The answer is, about 2 million companies each year, according to John Kelley, vice president of Imagitas Inc. Kelley's company produces the "welcome to your new town" kits sent by the U.S. Postal Service to every individual that fills out a change-of-address card and recently introduced a similar package for businesses.
More than 70 percent of the firms that move have fewer than 10 employees, says Kelley. Although most don't attempt Aquatoy's bold interstate action--the vast majority moves within the same county--each shares the hunger for space to grow, Kelley says.
It's not a decision you should take lightly, however, especially if it involves moving to a new town. "It's a huge decision in a business's life," says Barbara Hampton, who helps strategize business moves for clients at Boston-based real estate specialist Spaulding & Slye Colliers. "You can either do it to impact your business positively or negatively. You can lose your business over this."
No wonder then that although the average individual moves every seven years, the average business moves only every 12 to 15 years, according to Steve Mumma, senior vice president at Atlas Van Lines.
Those firms that take Aquatoy's plunge tend to be in manufacturing or performing such back-office operations as call centers. (An Atlas Van Lines survey indicates that 62 percent of relocations involving firms with fewer than 500 employees were in manufacturing or processing.)
By contrast, small service firms tend to take advantage of out-of-area opportunities by opening branch offices. That's what Los Angeles Internet consultant company Genex Inc. did last year when it opened an office in Atlanta (No. 7 on this year's list).
Regardless of what kind of business you run, however, determining whether to stay in place or move to a new town is a two-step process that requires research.
Where You're At
The first step in evaluating whether a move or expansion would benefit your business is judging whether your current location is impeding your growth. Aquatoy faced problems that were fairly easy to identify: lack of labor and high real estate costs.
Of the two, labor is the more frequent cause of moves, says Daniel B. Amdur, president of MovingStation.com, an online relocation service for small businesses and individuals. "In the end, it's always an HR issue: access to quality labor," he says.

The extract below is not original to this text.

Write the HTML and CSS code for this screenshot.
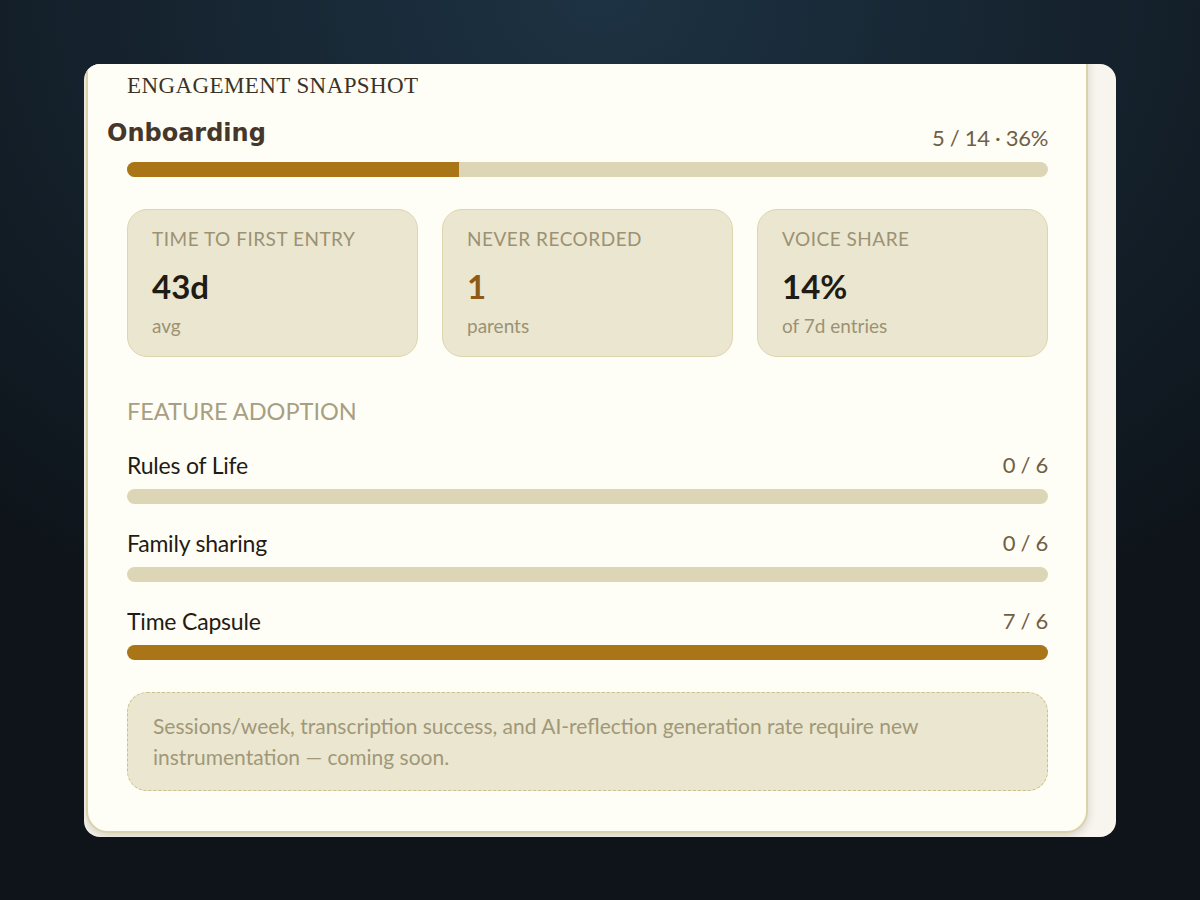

Still, lack of labor isn't the only thing that can hold a company back, says Bob Hess, who helps firms analyze relocation decisions as a partner with Deloitte & Touche LLP's Fantus corporate real estate solutions practice. "As it grows," he says, "a company can acquire customers that can't be well-served from its initial location."
That was the case for Genex, which chose Atlanta, in part, to service its customers on the East Coast. One of the firm's major clients--Security First Network Bank--is also in Atlanta.
In addition to proximity to your customers, everything from the taxes you pay to utility rates can increase your costs, putting you at a disadvantage against your competitors. Even availability of funding can be determined by your base of operations, experts say. Your firm may be cash-starved because you lack sufficient avenues of financing in your existing location, and you haven't been able to make enough road shows to visit far-flung venture capitalists nationwide.